There is an irony to mass-market success, as it turns out. It’s near impossible to achieve if you point your marketing and resources to the middle of the bell, if you attempt to woo those who represent the middle of the curve without first appealing to the early adopters. It can be done, but at massive expense. This is because the early majority, according to Rogers, will not try something until someone else has tried it first. The early majority, indeed the entire majority, need the recommendation of someone else who has already sampled the product or service. They need to know someone else has tested it. They need that trusted, personal recommendation.

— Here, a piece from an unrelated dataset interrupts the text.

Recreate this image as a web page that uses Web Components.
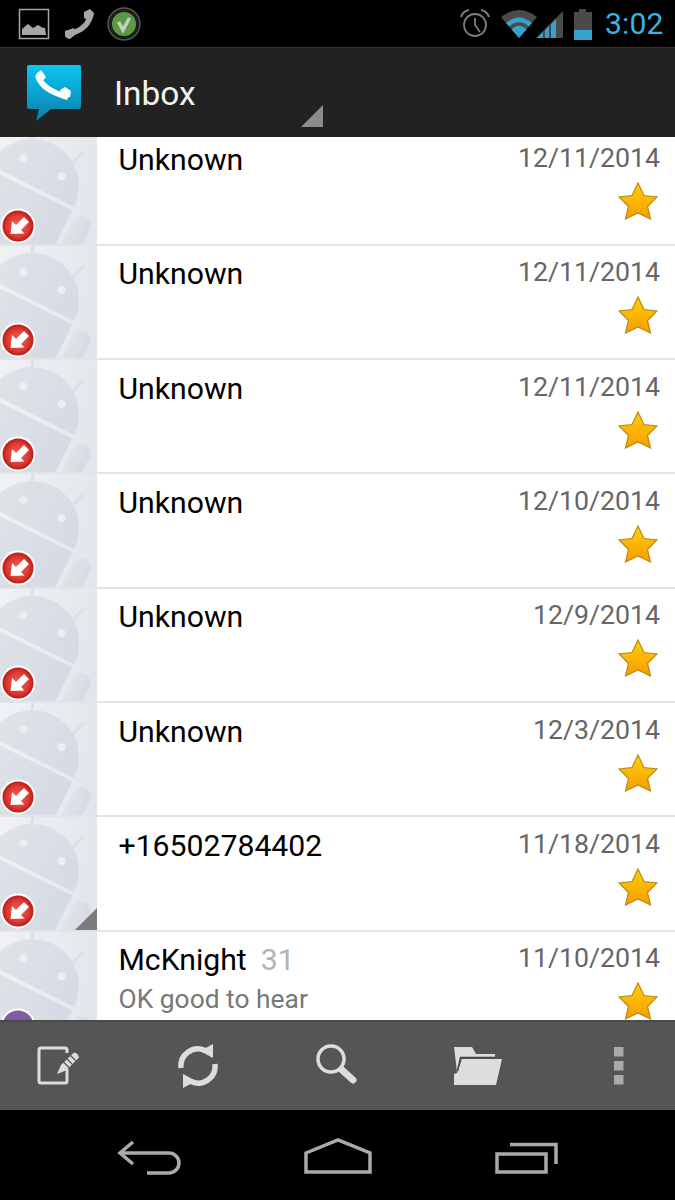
<!DOCTYPE html>
<html>
<head>
<meta charset="utf-8">
<title>Inbox</title>
<style>
  html, body { margin: 0; padding: 0; background: #000; }
  body { width: 675px; height: 1200px; overflow: hidden; display: flex; flex-direction: column; font-family: Roboto, "Liberation Sans", sans-serif; }
  message-list { flex: 1; min-height: 0; }
</style>
</head>
<body>
<status-bar></status-bar>
<action-bar>Inbox</action-bar>
<message-list>
  <message-row date="12/11/2014">Unknown</message-row>
  <message-row date="12/11/2014">Unknown</message-row>
  <message-row date="12/11/2014">Unknown</message-row>
  <message-row date="12/10/2014">Unknown</message-row>
  <message-row date="12/9/2014">Unknown</message-row>
  <message-row date="12/3/2014">Unknown</message-row>
  <message-row date="11/18/2014" corner>+16502784402</message-row>
  <message-row date="11/10/2014" badge="text">McKnight<span slot="count">31</span><span slot="snippet">OK good to hear</span></message-row>
</message-list>
<bottom-toolbar></bottom-toolbar>
<nav-bar></nav-bar>

<script>
/**
 * top status bar, notification icons on the left and system icons on the right
 */
class StatusBar extends HTMLElement {
  constructor() {
    super();
    this.attachShadow({ mode: "open" });
    this.shadowRoot.innerHTML = `
    <style>
      :host { display: flex; flex: none; height: 47px; background: #000; align-items: center; padding: 0 11px 0 18px; box-sizing: border-box; }
      svg { display: block; flex: none; }
      .left { display: flex; align-items: center; }
      .right { display: flex; align-items: center; margin-left: auto; }
      .time { color: #33b5e5; font-size: 30px; line-height: 47px; margin-left: 12px; width: 59px; white-space: nowrap; letter-spacing: 0.2px; }
    </style>
    <div class="left">
      <svg width="32" height="32" viewBox="0 0 32 32">
        <rect x="1.5" y="1.5" width="29" height="29" fill="none" stroke="#a6a6a6" stroke-width="1.5"/>
        <path d="M4 27V21L10 16L15 20L20 17L24 19.5L27 20L28 27Z" fill="#a6a6a6"/>
      </svg>
      <svg width="32" height="32" viewBox="0 0 32 32" style="margin-left:13px">
        <path d="M28 5Q26 21 6 26" fill="none" stroke="#a6a6a6" stroke-width="5.5"/>
        <path d="M21 4L27 1L31 5Q30 11 27 13L21 10Z M2 23L11 20L13 26L7 31Q2 30 2 27Z" fill="#a6a6a6"/>
      </svg>
      <svg width="34" height="34" viewBox="0 0 34 34" style="margin-left:12px">
        <circle cx="17" cy="17" r="16" fill="#1c1c1c" stroke="#555" stroke-width="1.5"/>
        <circle cx="17" cy="17" r="12" fill="#5b9a43"/>
        <path d="M11.5 15L16 23L22.5 11" fill="none" stroke="#c9cfc6" stroke-width="3.5"/>
      </svg>
    </div>
    <div class="right">
      <svg width="32" height="32" viewBox="0 0 32 32">
        <circle cx="16" cy="17" r="11" fill="none" stroke="#7d7d7d" stroke-width="1.8"/>
        <path d="M16 10V17L21 24" fill="none" stroke="#7d7d7d" stroke-width="1.8"/>
        <path d="M2 9Q4 3 10 2M30 9Q28 3 22 2" fill="none" stroke="#7d7d7d" stroke-width="2"/>
      </svg>
      <svg width="36" height="32" viewBox="0 0 36 32" style="margin-left:10px">
        <path d="M0 9Q18 -5 36 9L18 30Z" fill="#4a4a4a"/>
        <path d="M5 15Q18 4 31 15L28 18.5Q18 10 8 18.5Z" fill="#33a3cc"/>
        <path d="M10.5 21.5Q18 14 25.5 21.5L18 30Z" fill="#33a3cc"/>
      </svg>
      <svg width="27" height="32" viewBox="0 0 27 32" style="margin-left:-1px">
        <path d="M0 30L27 3V30Z" fill="#4a4a4a"/>
        <path d="M1 30L7 24V30ZM9 30V22L13 18V30ZM15 30V16L20 11V30Z" fill="#33a3cc"/>
      </svg>
      <svg width="20" height="32" viewBox="0 0 20 32" style="margin-left:10px">
        <path d="M6 1H13V4H19V32H1V4H6Z" fill="#4a4a4a"/>
        <rect x="1" y="22" width="18" height="10" fill="#33a3cc"/>
      </svg>
      <span class="time">3:02</span>
    </div>`;
  }
}
customElements.define("status-bar", StatusBar);

/**
 * action bar, app logo + title + spinner corner
 */
class ActionBar extends HTMLElement {
  constructor() {
    super();
    this.attachShadow({ mode: "open" });
    this.shadowRoot.innerHTML = `
    <style>
      :host { display: flex; flex: none; height: 90px; background: #222; border-top: 1px solid #333; box-sizing: border-box; align-items: center; padding-left: 27px; position: relative; color: #f2f2f2; }
      svg { display: block; flex: none; }
      .title { display: flex; flex: none; width: 208px; height: 89px; padding-left: 33px; font-size: 33.4px; line-height: 91px; box-sizing: border-box; position: relative; }
      .corner { position: absolute; left: 220px; bottom: 10px; }
    </style>
    <svg width="54" height="56" viewBox="0 0 54 56">
      <defs>
        <linearGradient id="bubble" x1="0" y1="0" x2="0" y2="1">
          <stop offset="0" stop-color="#0cc4f2"/>
          <stop offset="1" stop-color="#0a7fa6"/>
        </linearGradient>
      </defs>
      <path d="M2 0H52Q54 0 54 2V42Q54 44 52 44H24L9 56L12 44H2Q0 44 0 42V2Q0 0 2 0Z" fill="url(#bubble)"/>
      <path d="M11 10Q14 25 41 32" fill="none" stroke="#fff" stroke-width="6"/>
      <path d="M9 9L14 5L19 12L15 17Z M33 25L38 22L44 26L43 32L36 34Z" fill="#fff"/>
    </svg>
    <div class="title"><slot></slot>
      <svg class="corner" width="22" height="22" viewBox="0 0 22 22"><path d="M0 22L22 0V22Z" fill="#8c8c8c"/></svg>
    </div>`;
  }
}
customElements.define("action-bar", ActionBar);

/**
 * scrolling list, clips the row that runs under the toolbar
 * the list is scrolled a few px so the first row loses its top
 */
class MessageList extends HTMLElement {
  constructor() {
    super();
    this.attachShadow({ mode: "open" });
    this.shadowRoot.innerHTML = `
    <style>
      :host { display: block; overflow: hidden; background: #fff; }
      .scroller { display: flex; flex-direction: column; margin-top: -5.5px; }
    </style>
    <div class="scroller"><slot></slot></div>`;
  }
}
customElements.define("message-list", MessageList);

/**
 * default contact picture, the grey android cut off by the frame
 */
class ContactPhoto extends HTMLElement {
  constructor() {
    super();
    this.attachShadow({ mode: "open" });
    const badge = this.getAttribute("badge");
    this.shadowRoot.innerHTML = `
    <style>
      :host { display: block; flex: none; width: 97px; height: 100%; position: relative; overflow: hidden; background: linear-gradient(100deg, #f0f2f4, #e1e5ea); }
      svg { display: block; position: absolute; }
      .android { left: 0; top: 0; }
      .badge { left: 0; top: 76px; }
      .corner { right: 0; bottom: 0; }
    </style>
    <svg class="android" width="97" height="113" viewBox="0 0 97 113">
      <defs>
        <linearGradient id="droid" x1="0" y1="0" x2="1" y2="0">
          <stop offset="0" stop-color="#e0e3e8"/>
          <stop offset="1" stop-color="#d5dae3"/>
        </linearGradient>
      </defs>
      <g transform="translate(32 54) rotate(26.5)" fill="url(#droid)">
        <path d="M-47 0A47 47 0 0 1 47 0Z"/>
        <rect x="-47" y="4" width="94" height="110"/>
        <rect x="52" y="4" width="19" height="70" rx="9.5"/>
        <path d="M-21 -42L-26 -56M26 -38L31 -54" stroke="#dce0e6" stroke-width="3"/>
        <circle cx="-20" cy="-21" r="4" fill="#eceef1"/>
        <circle cx="22" cy="-22" r="4" fill="#eceef1"/>
      </g>
    </svg>
    ${badge === "text" ? `
    <svg class="badge" width="36" height="36" viewBox="0 0 36 36">
      <circle cx="18" cy="18" r="17.5" fill="#fff"/>
      <circle cx="18" cy="18" r="15.5" fill="#7d5ea3"/>
    </svg>` : `
    <svg class="badge" width="36" height="36" viewBox="0 0 36 36">
      <defs>
        <radialGradient id="red" cx="0.5" cy="0.5" r="0.5">
          <stop offset="0" stop-color="#f0665c"/>
          <stop offset="0.7" stop-color="#dc3a32"/>
          <stop offset="1" stop-color="#bd1b15"/>
        </radialGradient>
      </defs>
      <circle cx="18" cy="18" r="17.5" fill="#fff"/>
      <circle cx="18" cy="18" r="15.5" fill="url(#red)"/>
      <path d="M10.5 26L12 13L16 17L24 9L29 14L21 22L24.5 25.5Z" fill="#fff"/>
    </svg>`}
    ${this.hasAttribute("corner") ? `
    <svg class="corner" width="22" height="22" viewBox="0 0 22 22"><path d="M0 22L22 0V22Z" fill="#7b7b7b"/></svg>` : ""}`;
  }
}
customElements.define("contact-photo", ContactPhoto);

/**
 * one line of the inbox
 */
class MessageRow extends HTMLElement {
  constructor() {
    super();
    this.attachShadow({ mode: "open" });
    const date = this.getAttribute("date");
    const badge = this.getAttribute("badge") || "missed";
    const corner = this.hasAttribute("corner") ? "corner" : "";
    this.shadowRoot.innerHTML = `
    <style>
      :host { display: flex; flex: none; height: 114.33px; box-sizing: border-box; border-bottom: 2px solid #e4e4e4; background: #fff; color: #000; }
      .body { flex: 1; min-width: 0; padding: 10.5px 0 0 21.5px; }
      .name { font-size: 30.2px; line-height: 36px; white-space: nowrap; }
      ::slotted([slot="count"]) { color: #b3b3b3; margin-left: 14px; }
      .snippet { font-size: 26.4px; line-height: 30px; color: #777; margin-top: 6px; white-space: nowrap; }
      .side { flex: none; display: flex; flex-direction: column; align-items: flex-end; padding: 11.5px 15px 0 0; }
      .date { font-size: 26.7px; line-height: 30px; color: #666; white-space: nowrap; }
      svg { display: block; margin: 9px 2px 0 0; }
    </style>
    <contact-photo badge="${badge}" ${corner}></contact-photo>
    <div class="body">
      <div class="name"><slot></slot><slot name="count"></slot></div>
      <div class="snippet"><slot name="snippet"></slot></div>
    </div>
    <div class="side">
      <div class="date">${date}</div>
      <svg width="40" height="38" viewBox="0 0 40 38">
        <defs>
          <linearGradient id="star" x1="0" y1="0" x2="0" y2="1">
            <stop offset="0" stop-color="#ffcf0a"/>
            <stop offset="1" stop-color="#f79c00"/>
          </linearGradient>
        </defs>
        <path d="M20 1L26 13.5L39 15L29.5 24.5L32.5 37L20 31L7.5 37L10.5 24.5L1 15L14 13.5Z" fill="url(#star)" stroke="#b88a12" stroke-width="1.2"/>
      </svg>
    </div>`;
  }
}
customElements.define("message-row", MessageRow);

/**
 * split action bar at the bottom of the screen
 */
class BottomToolbar extends HTMLElement {
  constructor() {
    super();
    this.attachShadow({ mode: "open" });
    this.shadowRoot.innerHTML = `
    <style>
      :host { display: flex; flex: none; height: 90px; background: #555; border-top: 2px solid #4a4a4a; box-sizing: border-box; align-items: center; justify-content: space-between; padding: 0 35px 0 36px; }
      svg { display: block; overflow: visible; flex: none; }
    </style>
    <svg width="44" height="44" viewBox="0 0 44 44" fill="none" stroke="#ddd">
      <path d="M31 25V37Q31 39 29 39H5Q3 39 3 37V6Q3 4 5 4H29Q31 4 31 6V9" stroke-width="3"/>
      <path d="M21 30L25 21L38 8.5Q42 9 43 13.5L30 26.5Z" fill="#ddd" stroke="none"/>
      <path d="M27.5 18L33 23.5M31 15L36 20M34.5 11.5L39.5 16.5" stroke="#555" stroke-width="1.2"/>
    </svg>
    <svg width="44" height="44" viewBox="0 0 44 44" fill="none" stroke="#ddd">
      <path d="M5 24A17 17 0 0 1 29 6.5" stroke-width="5.5"/>
      <path d="M39 20A17 17 0 0 1 15 37.5" stroke-width="5.5"/>
      <path d="M24 7L37 0V14Z" fill="#ddd" stroke="none"/>
      <path d="M20 37L7 44V30Z" fill="#ddd" stroke="none"/>
    </svg>
    <svg width="44" height="44" viewBox="0 0 44 44" fill="none" stroke="#ddd">
      <circle cx="15" cy="15" r="13" stroke-width="3.5"/>
      <path d="M26 26L37 36" stroke-width="7" stroke-linecap="round"/>
    </svg>
    <svg width="44" height="44" viewBox="0 0 44 44">
      <path d="M-2 3H16L20 10H39V14H5L1 28Z" fill="#ddd"/>
      <path d="M6 15H46L40 41H-2V30L1 29Z" fill="#ddd"/>
      <path d="M39 13.5H4.5L1.5 27" fill="none" stroke="#444" stroke-width="1.5"/>
    </svg>
    <svg width="44" height="44" viewBox="0 0 44 44" fill="#aaa">
      <rect x="18" y="3" width="9.5" height="9.5"/>
      <rect x="18" y="17" width="9.5" height="9.5"/>
      <rect x="18" y="31" width="9.5" height="9.5"/>
    </svg>`;
  }
}
customElements.define("bottom-toolbar", BottomToolbar);

/**
 * soft keys
 */
class NavBar extends HTMLElement {
  constructor() {
    super();
    this.attachShadow({ mode: "open" });
    this.shadowRoot.innerHTML = `
    <style>
      :host { display: flex; flex: none; height: 90px; background: #000; align-items: center; justify-content: space-between; padding: 0 113px 0 115px; box-sizing: border-box; }
      svg { display: block; flex: none; }
    </style>
    <svg width="70" height="60" viewBox="0 0 70 60" fill="none" stroke="#aaa" stroke-width="3.5">
      <path d="M18 17L5 28L18 39"/>
      <path d="M5 28H54A10 10 0 0 1 54 48H32"/>
    </svg>
    <svg width="70" height="60" viewBox="0 0 70 60" fill="none" stroke="#aaa" stroke-width="3.5">
      <path d="M2 28L34 15L66 28V47H2Z"/>
    </svg>
    <svg width="70" height="60" viewBox="0 0 70 60" fill="none" stroke="#aaa" stroke-width="3.5">
      <rect x="5" y="29" width="49" height="18"/>
      <path d="M18 19.5H64V39"/>
    </svg>`;
  }
}
customElements.define("nav-bar", NavBar);
</script>
</body>
</html>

According to the Law of Diffusion, mass-market success can only be achieved after you penetrate between 15 percent to 18 percent of the market. That’s because the early majority won’t try something new until someone else has tried it first. This is why we have to drop our price or offer value-added services. We’re attempting to reduce the risk tolerance of these practical-minded people until they feel comfortable to buy. That’s what a manipulation is. They may buy, but they won’t be loyal. Don’t forget, loyalty is when people are willing to suffer some inconvenience or pay a premium to do business with you. They may even turn down a better offer from someone else—something the late majority rarely does. The ability to get the system to tip is the point at which the growth of a business or the spreading of an idea starts to move at an extraordinary pace. It is also at this point that a product gains mass-market acceptance. The point at which an idea becomes a movement. When that happens, the growth is not only exponential, it is automatic. It just goes.